Thursday, June 25, 2009

What Counts

Yesterday I attended the funeral of my mother's oldest sister, Anna Lisa Crone. My aunt was a blonde beauty and a warm wit who spoke eight or nine languages fluently, and left behind her upbringing in rural North Carolina to marry and live among Russian intellectuals. She got her PhD from Harvard and taught in the Slavic department at the University of Chicago for nearly 30 years. At her memorial service, held in an ivy-shrouded Gothic chapel on the campus of the Divinity School, distraught colleagues and students stood up one after the other and bore witness to her achievements as a friend, scholar, mentor and teacher. My mother, who gave the eulogy, repeated that my aunt's essential engagement with life was as an educator even when she was a little girl, drilling her baby sister in Latin conjugations for fun.
Although she contended with sexism at the beginning of her career, my aunt survived to be lauded nationally and internationally for her contributions to the study of Russian letters and even more so, to the community of scholars who loved these 18th, 19th and 20th century writers--Derzhavin, Tsvetayeva, Turgenev--as much as she did.

My aunt was a specialist. She was an expert in a concentrated area of the humanities with no immediate economic payoff, the type of department that is most likely to be targeted for cuts in an era of scarcity like today's. Her life's work was not interdisciplinary or innovative when it came to technology or a million other buzzwords. She imparted her wisdom as a teacher the old-fashioned way, through time and intense attention, face to face.
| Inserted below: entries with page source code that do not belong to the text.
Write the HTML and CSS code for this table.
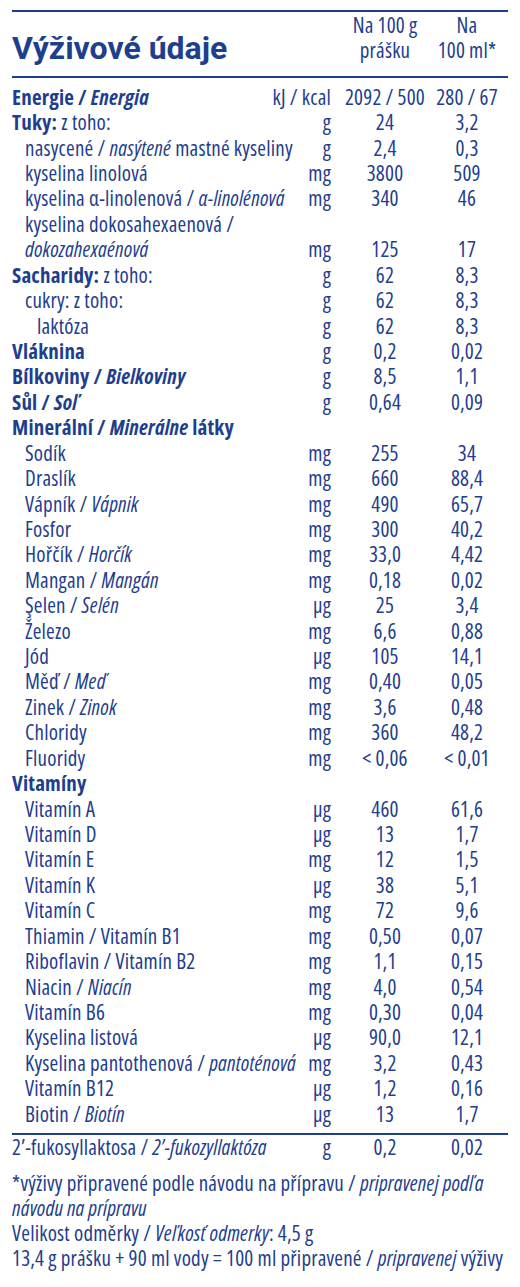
FILE: index.html
```html
<!DOCTYPE html>
<html lang="cs">
<head>
<meta charset="utf-8">
<title>Výživové údaje</title>
<link rel="stylesheet" href="styles.css">
</head>
<body>
<div class="panel">
  <div class="head">
    <h1 class="title">Výživové údaje</h1>
    <div class="colhead c3">Na 100 g<br>prášku</div>
    <div class="colhead c4">Na<br>100 ml*</div>
  </div>

  <div class="table">
    <div class="row main"><span class="lbl"><b>Energie / <i>Energia</i></b></span><span class="u">kJ / kcal</span><span class="v">2092 / 500</span><span class="v">280 / 67</span></div>
    <div class="row main"><span class="lbl"><b>Tuky:</b> z toho:</span><span class="u">g</span><span class="v">24</span><span class="v">3,2</span></div>
    <div class="row sub"><span class="lbl">nasycené / <i>nasýtené</i> mastné kyseliny</span><span class="u">g</span><span class="v">2,4</span><span class="v">0,3</span></div>
    <div class="row sub"><span class="lbl">kyselina linolová</span><span class="u">mg</span><span class="v">3800</span><span class="v">509</span></div>
    <div class="row sub"><span class="lbl">kyselina α-linolenová / <i>α-linolénová</i></span><span class="u">mg</span><span class="v">340</span><span class="v">46</span></div>
    <div class="row sub"><span class="lbl">kyselina dokosahexaenová /</span></div>
    <div class="row sub"><span class="lbl"><i>dokozahexaénová</i></span><span class="u">mg</span><span class="v">125</span><span class="v">17</span></div>
    <div class="row main"><span class="lbl"><b>Sacharidy:</b> z toho:</span><span class="u">g</span><span class="v">62</span><span class="v">8,3</span></div>
    <div class="row sub"><span class="lbl">cukry: z toho:</span><span class="u">g</span><span class="v">62</span><span class="v">8,3</span></div>
    <div class="row sub2"><span class="lbl">laktóza</span><span class="u">g</span><span class="v">62</span><span class="v">8,3</span></div>
    <div class="row main"><span class="lbl"><b>Vláknina</b></span><span class="u">g</span><span class="v">0,2</span><span class="v">0,02</span></div>
    <div class="row main"><span class="lbl"><b>Bílkoviny / <i>Bielkoviny</i></b></span><span class="u">g</span><span class="v">8,5</span><span class="v">1,1</span></div>
    <div class="row main"><span class="lbl"><b>Sůl / <i>Soľ</i></b></span><span class="u">g</span><span class="v">0,64</span><span class="v">0,09</span></div>
    <div class="row main"><span class="lbl"><b>Minerální / <i>Minerálne</i> látky</b></span></div>
    <div class="row sub"><span class="lbl">Sodík</span><span class="u">mg</span><span class="v">255</span><span class="v">34</span></div>
    <div class="row sub"><span class="lbl">Draslík</span><span class="u">mg</span><span class="v">660</span><span class="v">88,4</span></div>
    <div class="row sub"><span class="lbl">Vápník / <i>Vápnik</i></span><span class="u">mg</span><span class="v">490</span><span class="v">65,7</span></div>
    <div class="row sub"><span class="lbl">Fosfor</span><span class="u">mg</span><span class="v">300</span><span class="v">40,2</span></div>
    <div class="row sub"><span class="lbl">Hořčík / <i>Horčík</i></span><span class="u">mg</span><span class="v">33,0</span><span class="v">4,42</span></div>
    <div class="row sub"><span class="lbl">Mangan / <i>Mangán</i></span><span class="u">mg</span><span class="v">0,18</span><span class="v">0,02</span></div>
    <div class="row sub"><span class="lbl">Şelen / <i>Selén</i></span><span class="u">µg</span><span class="v">25</span><span class="v">3,4</span></div>
    <div class="row sub"><span class="lbl">Železo</span><span class="u">mg</span><span class="v">6,6</span><span class="v">0,88</span></div>
    <div class="row sub"><span class="lbl">Jód</span><span class="u">µg</span><span class="v">105</span><span class="v">14,1</span></div>
    <div class="row sub"><span class="lbl">Měď / <i>Meď</i></span><span class="u">mg</span><span class="v">0,40</span><span class="v">0,05</span></div>
    <div class="row sub"><span class="lbl">Zinek / <i>Zinok</i></span><span class="u">mg</span><span class="v">3,6</span><span class="v">0,48</span></div>
    <div class="row sub"><span class="lbl">Chloridy</span><span class="u">mg</span><span class="v">360</span><span class="v">48,2</span></div>
    <div class="row sub"><span class="lbl">Fluoridy</span><span class="u">mg</span><span class="v">&lt; 0,06</span><span class="v">&lt; 0,01</span></div>
    <div class="row main"><span class="lbl"><b>Vitamíny</b></span></div>
    <div class="row sub"><span class="lbl">Vitamín A</span><span class="u">µg</span><span class="v">460</span><span class="v">61,6</span></div>
    <div class="row sub"><span class="lbl">Vitamín D</span><span class="u">µg</span><span class="v">13</span><span class="v">1,7</span></div>
    <div class="row sub"><span class="lbl">Vitamín E</span><span class="u">mg</span><span class="v">12</span><span class="v">1,5</span></div>
    <div class="row sub"><span class="lbl">Vitamín K</span><span class="u">µg</span><span class="v">38</span><span class="v">5,1</span></div>
    <div class="row sub"><span class="lbl">Vitamín C</span><span class="u">mg</span><span class="v">72</span><span class="v">9,6</span></div>
    <div class="row sub"><span class="lbl">Thiamin / Vitamín B1</span><span class="u">mg</span><span class="v">0,50</span><span class="v">0,07</span></div>
    <div class="row sub"><span class="lbl">Riboflavin / Vitamín B2</span><span class="u">mg</span><span class="v">1,1</span><span class="v">0,15</span></div>
    <div class="row sub"><span class="lbl">Niacin / <i>Niacín</i></span><span class="u">mg</span><span class="v">4,0</span><span class="v">0,54</span></div>
    <div class="row sub"><span class="lbl">Vitamín B6</span><span class="u">mg</span><span class="v">0,30</span><span class="v">0,04</span></div>
    <div class="row sub"><span class="lbl">Kyselina listová</span><span class="u">µg</span><span class="v">90,0</span><span class="v">12,1</span></div>
    <div class="row sub"><span class="lbl">Kyselina pantothenová / <i>pantoténová</i></span><span class="u">mg</span><span class="v">3,2</span><span class="v">0,43</span></div>
    <div class="row sub"><span class="lbl">Vitamín B12</span><span class="u">µg</span><span class="v">1,2</span><span class="v">0,16</span></div>
    <div class="row sub"><span class="lbl">Biotin / <i>Biotín</i></span><span class="u">µg</span><span class="v">13</span><span class="v">1,7</span></div>
  </div>

  <div class="extra">
    <div class="row main"><span class="lbl">2’-fukosyllaktosa / <i>2’-fukozyllaktóza</i></span><span class="u">g</span><span class="v">0,2</span><span class="v">0,02</span></div>
  </div>

  <div class="notes">
    <p class="note">*výživy připravené podle návodu na přípravu / <i>pripravenej podľa<br>návodu na prípravu</i></p>
    <p class="note">Velikost odměrky / <i>Veľkosť odmerky</i>: 4,5 g</p>
    <p class="note">13,4 g prášku + 90 ml vody = 100 ml připravené / <i>pripravenej</i> výživy</p>
  </div>
</div>
</body>
</html>
```

FILE: styles.css
```css
html, body {
  margin: 0;
  padding: 0;
  background: #ffffff;
}

body {
  color: #1e3e8e;
  font-family: "Open Sans", "Roboto", sans-serif;
  font-stretch: 75%;
  font-weight: 500;
  font-size: 21px;
  letter-spacing: 0.2px;
}

.panel {
  width: 496px;
  margin: 10px 12px 0 12px;
  border-top: 2px solid #1e3e8e;
}

.head {
  display: grid;
  grid-template-columns: minmax(0, 1fr) 40px 108px 56px;
  padding: 1.3px 13px 12.7px 0;
  border-bottom: 2.5px solid #1e3e8e;
  line-height: 25px;
}

.title {
  grid-column: 1 / 3;
  align-self: end;
  margin: 0 0 2.6px 0;
  font-family: "Roboto", "Liberation Sans", sans-serif;
  font-stretch: 100%;
  font-weight: 700;
  font-size: 32px;
  line-height: 25px;
  letter-spacing: 0;
  white-space: nowrap;
}

.colhead {
  justify-self: center;
  text-align: center;
  white-space: nowrap;
}

.table {
  padding: 6.8px 0 5.7px 0;
  border-bottom: 2.5px solid #1e3e8e;
}

.row {
  display: grid;
  grid-template-columns: minmax(0, 1fr) 40px 108px 56px;
  padding-right: 13px;
  line-height: 25.415px;
  white-space: nowrap;
}

.lbl {
  grid-column: 1;
}

.sub .lbl { padding-left: 13px; }
.sub2 .lbl { padding-left: 25px; }

.u {
  grid-column: 2;
  justify-self: end;
  text-align: right;
}

.v {
  justify-self: center;
  text-align: center;
}

b { font-weight: 700; }

.extra {
  padding-top: 0;
}

.notes {
  margin-top: 10.4px;
}

.note {
  margin: 0;
  line-height: 25px;
  white-space: nowrap;
}
```
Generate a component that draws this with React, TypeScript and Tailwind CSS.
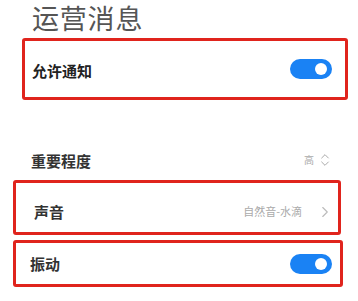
import { ChevronRight, ChevronsUpDown } from 'lucide-react';

const font = { fontFamily: '"Noto Sans CJK SC", "Noto Sans", sans-serif' };

function Toggle() {
  return (
    <div className="w-[42px] h-[20px] rounded-full bg-[#1a82f4] flex items-center justify-end pr-[5px]">
      <div className="w-[12px] h-[12px] rounded-full bg-white" />
    </div>
  );
}

export default function App() {
  return (
    <div className="w-[358px] h-[301px] bg-white overflow-hidden text-[#222]" style={font}>
      {/* Title */}
      <div className="pl-[32px] h-[36px] flex items-center text-[27px] leading-[36px] text-[#555] tracking-[0.8px]">运营消息</div>

      {/* Allow notifications */}
      <div className="mt-[2px] ml-[22px] w-[326px] h-[62px] border-[3px] border-[#e0241d] rounded-[3px] flex items-center justify-between pl-[7px] pr-[13px]">
        <span className="text-[15px] font-bold leading-none pt-[3px]">允许通知</span>
        <Toggle />
      </div>

      {/* Importance */}
      <div className="mt-[50px] h-[20px] flex items-center justify-between pl-[31px] pr-[25px]">
        <span className="text-[15px] font-bold leading-none text-[#333]">重要程度</span>
        <div className="flex items-center gap-[3px] text-[#aaa]">
          <span className="text-[10px] leading-none">高</span>
          <ChevronsUpDown size={16} strokeWidth={1.5} />
        </div>
      </div>

      {/* Sound */}
      <div className="mt-[10px] ml-[13px] w-[328px] h-[55px] border-[3px] border-[#e0241d] rounded-[3px] flex items-center justify-between pl-[18px] pr-[4px] pt-[8px]">
        <span className="text-[15px] font-bold leading-none text-[#333]">声音</span>
        <div className="flex items-center gap-[14px] text-[#aaa]">
          <span className="text-[11px] leading-none">自然音-水滴</span>
          <ChevronRight size={18} strokeWidth={1.5} className="text-[#bbb]" />
        </div>
      </div>

      {/* Vibration */}
      <div className="mt-[5px] ml-[13px] w-[330px] h-[47px] border-[3px] border-[#e0241d] rounded-[3px] flex items-center justify-between pl-[14px] pr-[8px]">
        <span className="text-[15px] font-bold leading-none text-[#333]">振动</span>
        <Toggle />
      </div>
    </div>
  );
}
I'm working on a book about the future of higher education: cost, access, productivity, specific learning outcomes, and many other values that can be measured. In honor of my aunt's memory, and of my parents, who are both lifelong academics as well, I will be working hard to keep in mind the values of education that cannot be measured.

1 comment:

fineart said...

Anya

So sorry for your loss, your aunt must have been a wonderful woman and teacher. I am so glad I saw the posting, as it has been awhile since I read your blog. My cousin is a Russian professor at Stanford and I was sure she knew your aunt. I sent her the link and she said that she met your aunt once and remembers how beautiful her Russian was.